ACLS Names 40 New Emerging Voices Fellows
The American Council of Learned Societies (ACLS) has proudly named 40 new Emerging Voices Fellows for 2022.
Launched in 2020, the ACLS Emerging Voices Fellowship Program supports early-career scholars in the humanities and interpretive social sciences facing a challenging academic job market by enabling them to take up positions with members of the ACLS Research University Consortium. The program supports a vanguard of scholars whose voices, perspectives, and broad visions will strengthen institutions of higher education and humanistic disciplines in the years to come.
Following the success of the first two competitions of the program, the Emerging Voices Fellowship has been redesigned for this third and final cohort to best serve those who received their doctorates just before or during the COVID-19 pandemic. The program now offers two-year residential fellowships at an ACLS Consortium University for academic years 2022-23 and 2023-24. To help fellows meet the requirements of the academy as it exists today and equip them with the institutional knowledge to chart their path as tomorrow’s leaders, ACLS has introduced a new ACLS-sponsored colloquium on entering the professoriate for the fellows’ first year. In the second year, they will join projects at their host institution in a limited, pre-arranged capacity, such as assisting in organizing public events, contributing to institutional research, or leading a workshop for doctoral students.
At the same time, the program focus remains supporting and sustaining emerging scholars who are “both-and”: both outstanding scholars and effective communicators to diverse audiences inside and/or outside the classroom. Fellows will receive an increased stipend of $65,000 per year plus benefits, a one-time relocation allowance of $3,000, and $3,500 annually in discretionary funding for research, travel, books, computers, childcare, or other expenses.

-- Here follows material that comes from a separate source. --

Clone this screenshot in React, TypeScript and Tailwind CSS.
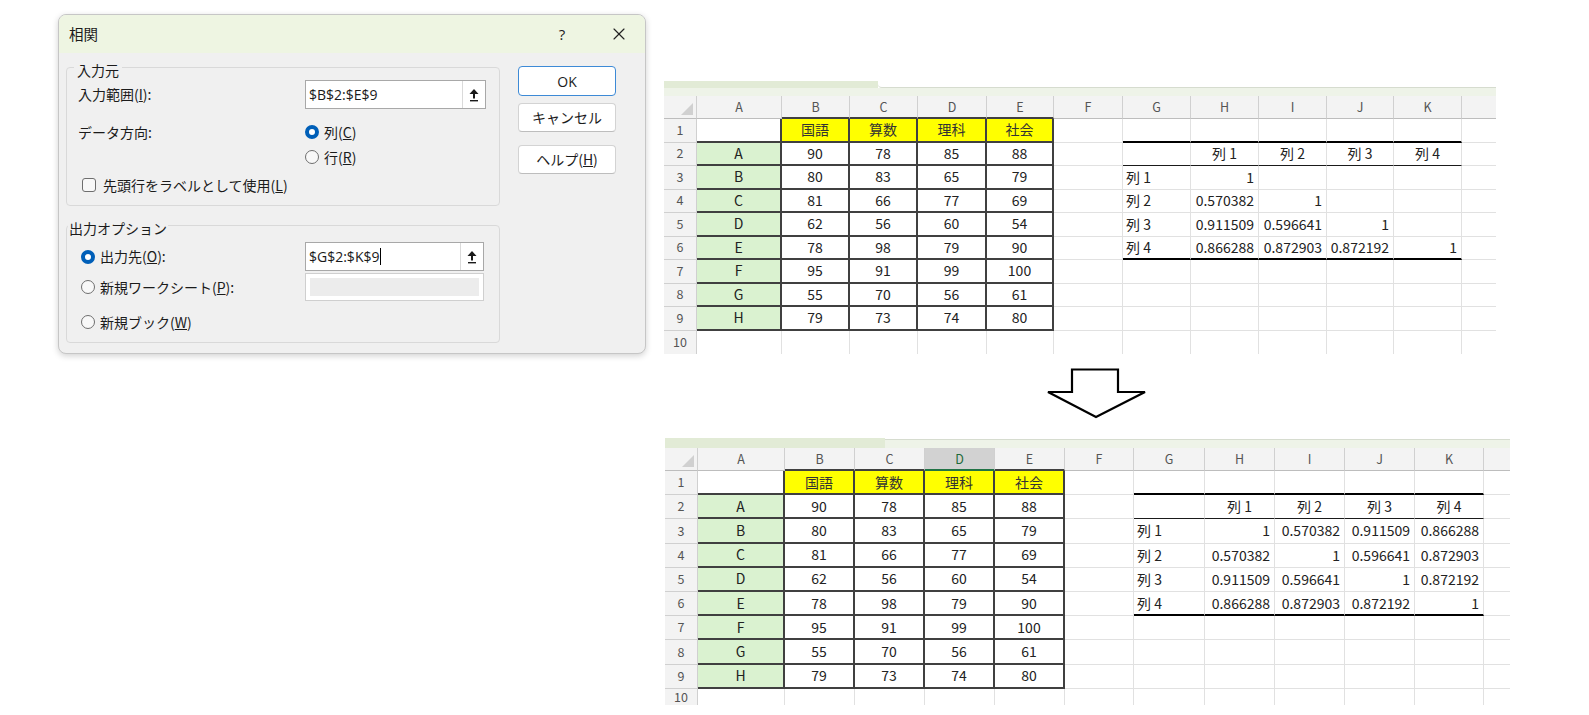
import React from 'react';
import { X } from 'lucide-react';

const names = ['A', 'B', 'C', 'D', 'E', 'F', 'G', 'H'];
const subjects = ['国語', '算数', '理科', '社会'];
const scores = [
  [90, 78, 85, 88],
  [80, 83, 65, 79],
  [81, 66, 77, 69],
  [62, 56, 60, 54],
  [78, 98, 79, 90],
  [95, 91, 99, 100],
  [55, 70, 56, 61],
  [79, 73, 74, 80],
];
const corr = [
  ['1', '0.570382', '0.911509', '0.866288'],
  ['0.570382', '1', '0.596641', '0.872903'],
  ['0.911509', '0.596641', '1', '0.872192'],
  ['0.866288', '0.872903', '0.872192', '1'],
];
const letters = ['', 'A', 'B', 'C', 'D', 'E', 'F', 'G', 'H', 'I', 'J', 'K', 'L'];

function inTable(r: number, c: number) {
  return (r === 1 && c >= 2 && c <= 5) || (r >= 2 && r <= 9 && c >= 1 && c <= 5);
}

function Radio({ checked }: { checked?: boolean }) {
  return checked ? (
    <span className="block w-[14px] h-[14px] rounded-full border-[4px] border-[#005fb8] bg-white shrink-0" />
  ) : (
    <span className="block w-[14px] h-[14px] rounded-full border border-[#6e6e6e] bg-[#f8f8f8] shrink-0" />
  );
}

function UploadIcon() {
  return (
    <svg width="10" height="14" viewBox="0 0 10 14">
      <polygon points="5,1 9.5,6 0.5,6" fill="#1a1a1a" />
      <rect x="4" y="5.5" width="2" height="5" fill="#1a1a1a" />
      <rect x="1" y="12" width="8" height="1.4" fill="#1a1a1a" />
    </svg>
  );
}

function RefInput({ value, cursor, wide }: { value: string; cursor?: boolean; wide?: boolean }) {
  return (
    <div
      className={
        (wide ? 'w-[181px]' : 'w-[179px]') +
        ' h-[29px] bg-white border border-[#a8a8a8] flex items-stretch'
      }
    >
      <div className="flex-1 flex items-center pl-[3px] text-[14px] text-[#1a1a1a] font-['Open_Sans',sans-serif]">
        {value}
        {cursor && <span className="block w-px h-[17px] bg-black ml-[1px]" />}
      </div>
      <div className="w-[23px] border-l border-l-[#dadada] flex items-center justify-center">
        <UploadIcon />
      </div>
    </div>
  );
}

function Btn({ children, primary, h }: { children: React.ReactNode; primary?: boolean; h?: boolean }) {
  return (
    <div
      className={
        'w-[98px] flex items-center justify-center rounded-[4px] bg-white text-[14px] ' +
        (h ? 'h-[30px] ' : 'h-[29px] ') +
        (primary
          ? 'border-[1.5px] border-[#3d8ad6]'
          : 'border border-[#d3d3d3] border-b-[#bdbdbd]')
      }
    >
      {children}
    </div>
  );
}

function Dialog() {
  return (
    <div className="w-[588px] h-[340px] rounded-[8px] border border-[#c6c6c6] bg-[#f0f0f0] shadow-[0_2px_6px_rgba(0,0,0,0.18)] overflow-hidden flex flex-col text-[14px] text-[#1b1b1b]">
      <div className="h-[38px] shrink-0 bg-[#eef5e2] flex items-center pl-[10px] pr-[16px]">
        <span className="text-[14.5px]">相関</span>
        <span className="ml-auto w-[14px] text-center text-[15px] font-['Open_Sans',sans-serif]">?</span>
        <X size={20} strokeWidth={1.4} className="ml-[40px] text-[#222]" />
      </div>
      <div className="flex pl-[7px] pt-[14px]">
        <div className="w-[434px] flex flex-col">
          {/* 入力元 */}
          <div className="h-[139px] border border-[#d9d9d9] rounded-[4px] flex flex-col">
            <div className="-mt-[8px] ml-[7px] px-[3px] w-fit bg-[#f0f0f0] leading-[20px]">入力元</div>
            <div className="flex items-center h-[29px] pl-[11px]">
              <div className="w-[227px]">
                入力範囲(<span className="underline">I</span>):
              </div>
              <RefInput value="$B$2:$E$9" wide />
            </div>
            <div className="flex items-center h-[22px] mt-[12px] pl-[11px]">
              <div className="w-[227px]">データ方向:</div>
              <Radio checked />
              <span className="ml-[5px]">
                列(<span className="underline">C</span>)
              </span>
            </div>
            <div className="flex items-center h-[22px] mt-[3px] pl-[238px]">
              <Radio />
              <span className="ml-[5px]">
                行(<span className="underline">R</span>)
              </span>
            </div>
            <div className="flex items-center h-[22px] mt-[6px] pl-[15px]">
              <span className="block w-[14px] h-[14px] border border-[#6e6e6e] rounded-[3px] bg-[#f8f8f8]" />
              <span className="ml-[7px]">
                先頭行をラベルとして使用(<span className="underline">L</span>)
              </span>
            </div>
          </div>
          {/* 出力オプション */}
          <div className="mt-[19px] h-[118px] border border-[#d9d9d9] rounded-[4px] flex flex-col">
            <div className="-mt-[8px] ml-[1px] px-[1px] w-fit bg-[#f0f0f0] leading-[20px]">出力オプション</div>
            <div className="flex items-center h-[29px] mt-[4px] pl-[14px]">
              <div className="w-[224px] flex items-center">
                <Radio checked />
                <span className="ml-[5px]">
                  出力先(<span className="underline">O</span>):
                </span>
              </div>
              <RefInput value="$G$2:$K$9" cursor />
            </div>
            <div className="flex items-center h-[28px] mt-[2px] pl-[14px]">
              <div className="w-[224px] flex items-center">
                <Radio />
                <span className="ml-[5px]">
                  新規ワークシート(<span className="underline">P</span>):
                </span>
              </div>
              <div className="w-[179px] h-[28px] bg-white border border-[#cfcfcf] p-[4px]">
                <div className="w-full h-full bg-[#ececec]" />
              </div>
            </div>
            <div className="flex items-center h-[22px] mt-[10px] pl-[14px]">
              <Radio />
              <span className="ml-[5px]">
                新規ブック(<span className="underline">W</span>)
              </span>
            </div>
          </div>
        </div>
        <div className="ml-[18px] -mt-[1px] flex flex-col">
          <Btn primary h>
            <span className="font-['Open_Sans',sans-serif]">OK</span>
          </Btn>
          <div className="mt-[7px]">
            <Btn>キャンセル</Btn>
          </div>
          <div className="mt-[13px]">
            <Btn>
              ヘルプ(<span className="underline">H</span>)
            </Btn>
          </div>
        </div>
      </div>
    </div>
  );
}

function Sheet({ full }: { full: boolean }) {
  const cells: React.ReactNode[] = [];
  for (let r = 0; r <= 10; r++) {
    for (let c = 0; c <= 12; c++) {
      const isCorrCol = c >= 7 && c <= 11;
      let right = '';
      if (c === 12) right = '';
      else if (r > 0 && c > 0 && (inTable(r, c) || inTable(r, c + 1))) right = 'border-r-2 border-r-[#404040]';
      else if (r === 0 || c === 0) right = 'border-r border-r-[#d0d0d0]';
      else right = 'border-r border-r-[#e1e1e1]';

      let bottom = '';
      const selected = full && r === 0 && c === 4;
      if (r === 10) bottom = '';
      else if (selected) bottom = 'border-b-2 border-b-[#217346]';
      else if (c > 0 && (inTable(r, c) || inTable(r + 1, c))) bottom = 'border-b-2 border-b-[#404040]';
      else if (isCorrCol && (r === 1 || r === 6)) bottom = 'border-b-2 border-b-black';
      else if (isCorrCol && r === 2) bottom = 'border-b border-b-[#1a1a1a]';
      else if (r === 0) bottom = 'border-b border-b-[#bdbdbd]';
      else if (c === 0) bottom = 'border-b border-b-[#d0d0d0]';
      else bottom = 'border-b border-b-[#e1e1e1]';

      let content: React.ReactNode = null;
      let extra = 'justify-center text-[14px] text-[#222]';
      let bg = r === 0 || c === 0 ? 'bg-[#f3f3f3]' : 'bg-white';

      if (r === 0 && c === 0) {
        extra = 'items-end justify-end pr-[3px] pb-[3px]';
        content = (
          <svg width="12" height="12" viewBox="0 0 12 12">
            <polygon points="12,0 12,12 0,12" fill="#d0d0d0" />
          </svg>
        );
      } else if (r === 0) {
        extra = selected
          ? 'justify-center items-start pt-[2px] text-[12.5px] text-[#1d6b3b]'
          : 'justify-center items-start pt-[2px] text-[12.5px] text-[#555]';
        if (selected) bg = 'bg-[#d2d2d2]';
        content = c === 12 ? (full ? null : <span className="ml-[64px]">L</span>) : letters[c];
      } else if (c === 0) {
        extra = 'justify-center text-[12.5px] text-[#555]';
        content = r;
      } else if (r === 1 && c >= 2 && c <= 5) {
        bg = 'bg-[#ffff00]';
        content = subjects[c - 2];
        extra = 'justify-center text-[14px] text-[#333]';
      } else if (r >= 2 && r <= 9 && c === 1) {
        bg = 'bg-[#daf2d0]';
        content = names[r - 2];
      } else if (r >= 2 && r <= 9 && c >= 2 && c <= 5) {
        content = scores[r - 2][c - 2];
      } else if (r === 2 && c >= 8 && c <= 11) {
        content = `列 ${c - 7}`;
      } else if (r >= 3 && r <= 6 && c === 7) {
        extra = 'justify-start pl-[3px] text-[14px] text-[#222]';
        content = `列 ${r - 2}`;
      } else if (r >= 3 && r <= 6 && c >= 8 && c <= 11) {
        const i = r - 3;
        const j = c - 8;
        extra = 'justify-end pr-[4px] text-[14px] text-[#222]';
        if (full || j <= i) content = corr[i][j];
      }

      cells.push(
        <div
          key={`${r}-${c}`}
          className={`flex items-center overflow-hidden whitespace-nowrap min-w-0 ${bg} ${right} ${bottom} ${extra}`}
        >
          {content}
        </div>
      );
    }
  }
  return (
    <div
      className={
        full
          ? 'grid grid-cols-[33px_87px_70px_70px_70px_70px_69px_71px_70px_70px_70px_69px_26px] grid-rows-[23px_repeat(9,24.2px)_17px]'
          : 'grid grid-cols-[33px_85px_68px_68px_69px_67px_69px_68px_68px_68px_67px_68px_34px] grid-rows-[23px_repeat(9,23.5px)_23.5px]'
      }
    >
      {cells}
    </div>
  );
}

function TopSheet() {
  return (
    <div className="w-[832px] h-[273px] overflow-hidden flex flex-col">
      <div className="h-[15px] shrink-0 flex flex-col">
        <div className="h-[7px] flex">
          <div className="w-[214px] bg-[#e2ebd6]" />
          <div className="flex-1 bg-white border-b border-b-[#d6dccf] rounded-bl-[4px]" />
        </div>
        <div className="flex-1 bg-[#eef3e8]" />
      </div>
      <Sheet full={false} />
    </div>
  );
}

function BottomSheet() {
  return (
    <div className="w-[845px] h-[267px] overflow-hidden flex flex-col">
      <div className="h-[10px] shrink-0 flex">
        <div className="w-[220px] bg-[#e2ebd6]" />
        <div className="flex-1 flex flex-col">
          <div className="h-[2px] bg-white border-b border-b-[#d6dccf]" />
          <div className="flex-1 bg-[#eef3e8]" />
        </div>
      </div>
      <Sheet full />
    </div>
  );
}

export default function App() {
  return (
    <div className="w-[1589px] h-[715px] bg-white flex overflow-hidden font-['Noto_Sans_CJK_JP',sans-serif]">
      <div className="pl-[58px] pt-[14px] shrink-0">
        <Dialog />
      </div>
      <div className="ml-[18px] pt-[81px] flex flex-col shrink-0">
        <TopSheet />
        <div className="h-[84px] shrink-0 pl-[382px] pt-[14px]">
          <svg width="101" height="51" viewBox="0 0 101 51">
            <polygon
              points="26,1.5 72,1.5 72,24 99,24 50,49 2,24 26,24"
              fill="white"
              stroke="black"
              strokeWidth="2.2"
              strokeLinejoin="miter"
            />
          </svg>
        </div>
        <div className="ml-[1px]">
          <BottomSheet />
        </div>
      </div>
    </div>
  );
}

“As new and recent PhDs – the future of the academy – face an extremely challenging academic job market, we thank the member institutions of our Research University Consortium for providing mentorship and community for the Fellows,” said ACLS President Joy Connolly. “We also thank our donors for helping to make this program possible. As we bring the Emerging Voices Fellowship to a close, rest assured that support for this especially vulnerable group is a top priority for us.”
Learn more about the 2022 Emerging Voices Fellows.
Selected from more than 250 scholars, the 2022 Emerging Voices Fellows were selected through a multi-stage peer review process that brought expertise from a diverse panel of scholars representing a variety of humanities and interpretive social science disciplines.
These outstanding scholars are institutionally and demographically diverse, exemplifying a program that aims to sustain voices that the academy urgently needs in the coming years. ACLS is proud to report that 65% are scholars of color, 35% are Black or Latinx, and nearly 45% are first generation scholars.
Since launching in summer 2020, the Emerging Voices Fellowship program has supported 133 early career scholars, many of whom are scholars of color, scholars from low-income and unconventional backgrounds, and scholars who have taken on extraordinary roles in graduate school (including those who have organized public art exhibits, taught in prison education programs, and managed research support groups).
The Emerging Voices Fellowship is funded through the ACLS endowment, which has benefited from the generous support of esteemed institutions and individuals including the Mellon Foundation, Arcadia Charitable Trust, the National Endowment for the Humanities, the ACLS Research University Consortium and college and university Associates, past fellows, and friends of ACLS.